§ **AIM**: Copy all lines below exactly as written. Leave pictures out.

§ **GIVEN DATA**:

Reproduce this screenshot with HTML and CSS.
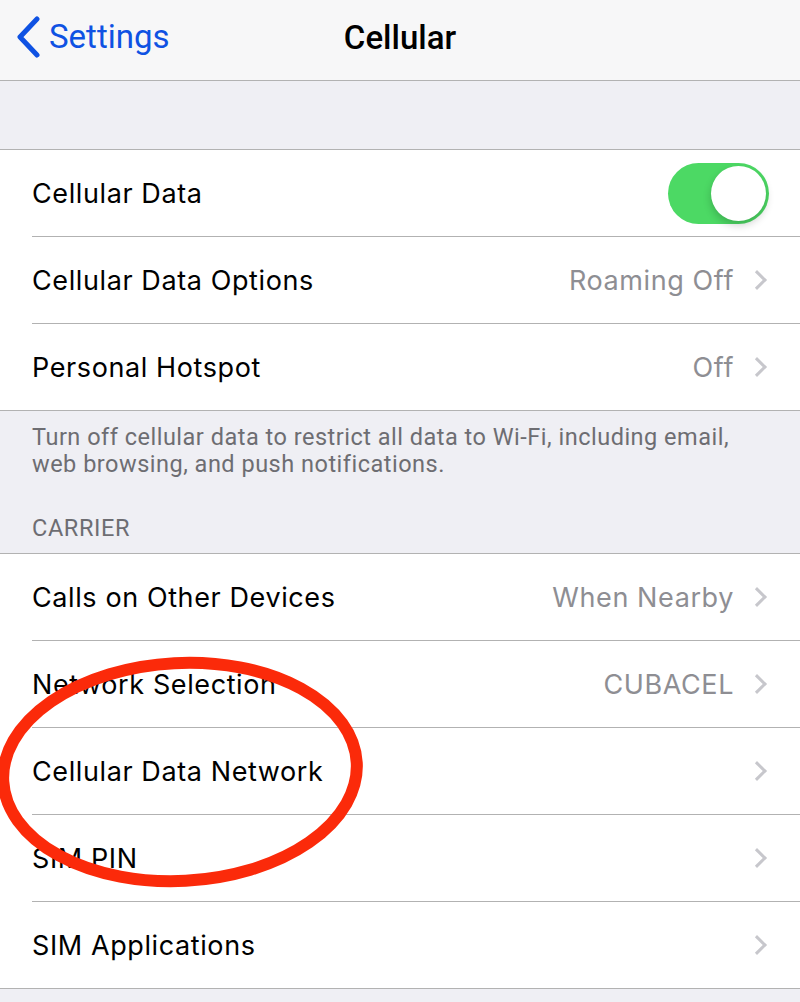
FILE: index.html
```html
<!DOCTYPE html>
<html lang="en">
<head>
    <meta charset="UTF-8">
    <meta name="viewport" content="width=device-width, initial-scale=1.0">
    <title>Cellular</title>
    <link rel="stylesheet" href="styles.css">
</head>
<body>
    <header class="navbar">
        <a class="back" href="#">
            <svg class="back-icon" width="26" height="42" viewBox="0 0 26 42">
                <path d="M22 3 L5 21 L22 39" fill="none" stroke="#0f52e3" stroke-width="5" stroke-linecap="round" stroke-linejoin="round"/>
            </svg>
            <span>Settings</span>
        </a>
        <h1>Cellular</h1>
    </header>

    <main class="content">
        <div class="spacer"></div>

        <ul class="group">
            <li class="row">
                <span class="label">Cellular Data</span>
                <span class="toggle"><span class="knob"></span></span>
            </li>
            <li class="row">
                <span class="label">Cellular Data Options</span>
                <span class="value">Roaming Off</span>
                <span class="chevron"></span>
            </li>
            <li class="row">
                <span class="label">Personal Hotspot</span>
                <span class="value">Off</span>
                <span class="chevron"></span>
            </li>
        </ul>

        <p class="note">Turn off cellular data to restrict all data to Wi-Fi, including email, web browsing, and push notifications.</p>
        <h2 class="section-title">CARRIER</h2>

        <ul class="group">
            <li class="row">
                <span class="label">Calls on Other Devices</span>
                <span class="value">When Nearby</span>
                <span class="chevron"></span>
            </li>
            <li class="row">
                <span class="label">Network Selection</span>
                <span class="value">CUBACEL</span>
                <span class="chevron"></span>
            </li>
            <li class="row">
                <span class="label">Cellular Data Network</span>
                <span class="chevron"></span>
            </li>
            <li class="row">
                <span class="label">SIM PIN</span>
                <span class="chevron"></span>
            </li>
            <li class="row">
                <span class="label">SIM Applications</span>
                <span class="chevron"></span>
            </li>
        </ul>
    </main>

    <!-- marca vermelha desenhada por cima -->
    <svg class="circle-mark" width="400" height="260" viewBox="0 0 400 260">
        <ellipse cx="180" cy="116" rx="177" ry="109" transform="rotate(-3 180 116)" fill="none" stroke="#fb2a0a" stroke-width="12"/>
    </svg>
</body>
</html>
```

FILE: styles.css
```css
* {
    box-sizing: border-box;
    margin: 0;
    padding: 0;
}

body {
    font-family: 'Inter', 'Roboto', sans-serif;
    background-color: #efeff4;
    color: #000;
    position: relative;
    overflow: hidden;
    height: 1002px;
}

.navbar {
    height: 81px;
    background-color: #f7f7f8;
    border-bottom: 1px solid #b2b2b2;
    position: relative;
    display: flex;
    align-items: center;
    justify-content: center;
}

.back {
    position: absolute;
    left: 15px;
    top: 16px;
    display: flex;
    align-items: center;
    text-decoration: none;
    color: #0f52e3;
    font-family: 'Roboto', sans-serif;
    font-size: 33px;
}

.back span {
    margin-left: 8px;
    margin-top: -1px;
}

.navbar h1 {
    font-size: 33px;
    font-weight: 500;
    font-family: 'Roboto', sans-serif;
    margin-top: -6px;
}

.spacer {
    height: 68px;
}

.group {
    list-style: none;
    background-color: #fff;
    border-top: 1px solid #b2b2b2;
    border-bottom: 1px solid #b2b2b2;
}

.row {
    height: 87px;
    display: flex;
    align-items: center;
    padding-right: 32px;
    margin-left: 32px;
    border-bottom: 1px solid #b2b2b2;
    font-size: 27px;
    letter-spacing: 0.6px;
}

.row:last-child {
    border-bottom: none;
    height: 86px;
}

.label {
    flex: 1;
}

.value {
    color: #8e8e93;
    margin-right: 16px;
}

.chevron {
    width: 14px;
    height: 14px;
    border-top: 3px solid #c7c7cc;
    border-right: 3px solid #c7c7cc;
    transform: rotate(45deg);
    margin-right: 4px;
}

.toggle {
    width: 101px;
    height: 61px;
    border-radius: 31px;
    background-color: #4cd964;
    position: relative;
    margin-right: -1px;
}

.knob {
    position: absolute;
    right: 3px;
    top: 3px;
    width: 55px;
    height: 55px;
    border-radius: 50%;
    background-color: #fff;
    box-shadow: 0 4px 8px rgba(0, 0, 0, 0.2);
}

.note {
    font-family: 'Roboto', sans-serif;
    color: #6d6d72;
    font-size: 23.5px;
    letter-spacing: 0.5px;
    line-height: 27px;
    padding: 13px 30px 0 32px;
}

.section-title {
    font-family: 'Roboto', sans-serif;
    font-weight: 400;
    color: #6d6d72;
    font-size: 23.5px;
    letter-spacing: 0.6px;
    padding: 36px 32px 11px;
}

.circle-mark {
    position: absolute;
    left: 0;
    top: 656px;
}
```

§ **TASK SOLUTION**:
Reproduce this screenshot with HTML and CSS.
FILE: index.html
```html
<!DOCTYPE html>
<html lang="en">
<head>
    <meta charset="UTF-8">
    <meta name="viewport" content="width=device-width, initial-scale=1.0">
    <title>Cellular</title>
    <link rel="stylesheet" href="styles.css">
</head>
<body>
    <header class="navbar">
        <a class="back" href="#">
            <svg class="back-icon" width="26" height="42" viewBox="0 0 26 42">
                <path d="M22 3 L5 21 L22 39" fill="none" stroke="#0f52e3" stroke-width="5" stroke-linecap="round" stroke-linejoin="round"/>
            </svg>
            <span>Settings</span>
        </a>
        <h1>Cellular</h1>
    </header>

    <main class="content">
        <div class="spacer"></div>

        <ul class="group">
            <li class="row">
                <span class="label">Cellular Data</span>
                <span class="toggle"><span class="knob"></span></span>
            </li>
            <li class="row">
                <span class="label">Cellular Data Options</span>
                <span class="value">Roaming Off</span>
                <span class="chevron"></span>
            </li>
            <li class="row">
                <span class="label">Personal Hotspot</span>
                <span class="value">Off</span>
                <span class="chevron"></span>
            </li>
        </ul>

        <p class="note">Turn off cellular data to restrict all data to Wi-Fi, including email, web browsing, and push notifications.</p>
        <h2 class="section-title">CARRIER</h2>

        <ul class="group">
            <li class="row">
                <span class="label">Calls on Other Devices</span>
                <span class="value">When Nearby</span>
                <span class="chevron"></span>
            </li>
            <li class="row">
                <span class="label">Network Selection</span>
                <span class="value">CUBACEL</span>
                <span class="chevron"></span>
            </li>
            <li class="row">
                <span class="label">Cellular Data Network</span>
                <span class="chevron"></span>
            </li>
            <li class="row">
                <span class="label">SIM PIN</span>
                <span class="chevron"></span>
            </li>
            <li class="row">
                <span class="label">SIM Applications</span>
                <span class="chevron"></span>
            </li>
        </ul>
    </main>

    <!-- marca vermelha desenhada por cima -->
    <svg class="circle-mark" width="400" height="260" viewBox="0 0 400 260">
        <ellipse cx="180" cy="116" rx="177" ry="109" transform="rotate(-3 180 116)" fill="none" stroke="#fb2a0a" stroke-width="12"/>
    </svg>
</body>
</html>
```

FILE: styles.css
```css
* {
    box-sizing: border-box;
    margin: 0;
    padding: 0;
}

body {
    font-family: 'Inter', 'Roboto', sans-serif;
    background-color: #efeff4;
    color: #000;
    position: relative;
    overflow: hidden;
    height: 1002px;
}

.navbar {
    height: 81px;
    background-color: #f7f7f8;
    border-bottom: 1px solid #b2b2b2;
    position: relative;
    display: flex;
    align-items: center;
    justify-content: center;
}

.back {
    position: absolute;
    left: 15px;
    top: 16px;
    display: flex;
    align-items: center;
    text-decoration: none;
    color: #0f52e3;
    font-family: 'Roboto', sans-serif;
    font-size: 33px;
}

.back span {
    margin-left: 8px;
    margin-top: -1px;
}

.navbar h1 {
    font-size: 33px;
    font-weight: 500;
    font-family: 'Roboto', sans-serif;
    margin-top: -6px;
}

.spacer {
    height: 68px;
}

.group {
    list-style: none;
    background-color: #fff;
    border-top: 1px solid #b2b2b2;
    border-bottom: 1px solid #b2b2b2;
}

.row {
    height: 87px;
    display: flex;
    align-items: center;
    padding-right: 32px;
    margin-left: 32px;
    border-bottom: 1px solid #b2b2b2;
    font-size: 27px;
    letter-spacing: 0.6px;
}

.row:last-child {
    border-bottom: none;
    height: 86px;
}

.label {
    flex: 1;
}

.value {
    color: #8e8e93;
    margin-right: 16px;
}

.chevron {
    width: 14px;
    height: 14px;
    border-top: 3px solid #c7c7cc;
    border-right: 3px solid #c7c7cc;
    transform: rotate(45deg);
    margin-right: 4px;
}

.toggle {
    width: 101px;
    height: 61px;
    border-radius: 31px;
    background-color: #4cd964;
    position: relative;
    margin-right: -1px;
}

.knob {
    position: absolute;
    right: 3px;
    top: 3px;
    width: 55px;
    height: 55px;
    border-radius: 50%;
    background-color: #fff;
    box-shadow: 0 4px 8px rgba(0, 0, 0, 0.2);
}

.note {
    font-family: 'Roboto', sans-serif;
    color: #6d6d72;
    font-size: 23.5px;
    letter-spacing: 0.5px;
    line-height: 27px;
    padding: 13px 30px 0 32px;
}

.section-title {
    font-family: 'Roboto', sans-serif;
    font-weight: 400;
    color: #6d6d72;
    font-size: 23.5px;
    letter-spacing: 0.6px;
    padding: 36px 32px 11px;
}

.circle-mark {
    position: absolute;
    left: 0;
    top: 656px;
}
```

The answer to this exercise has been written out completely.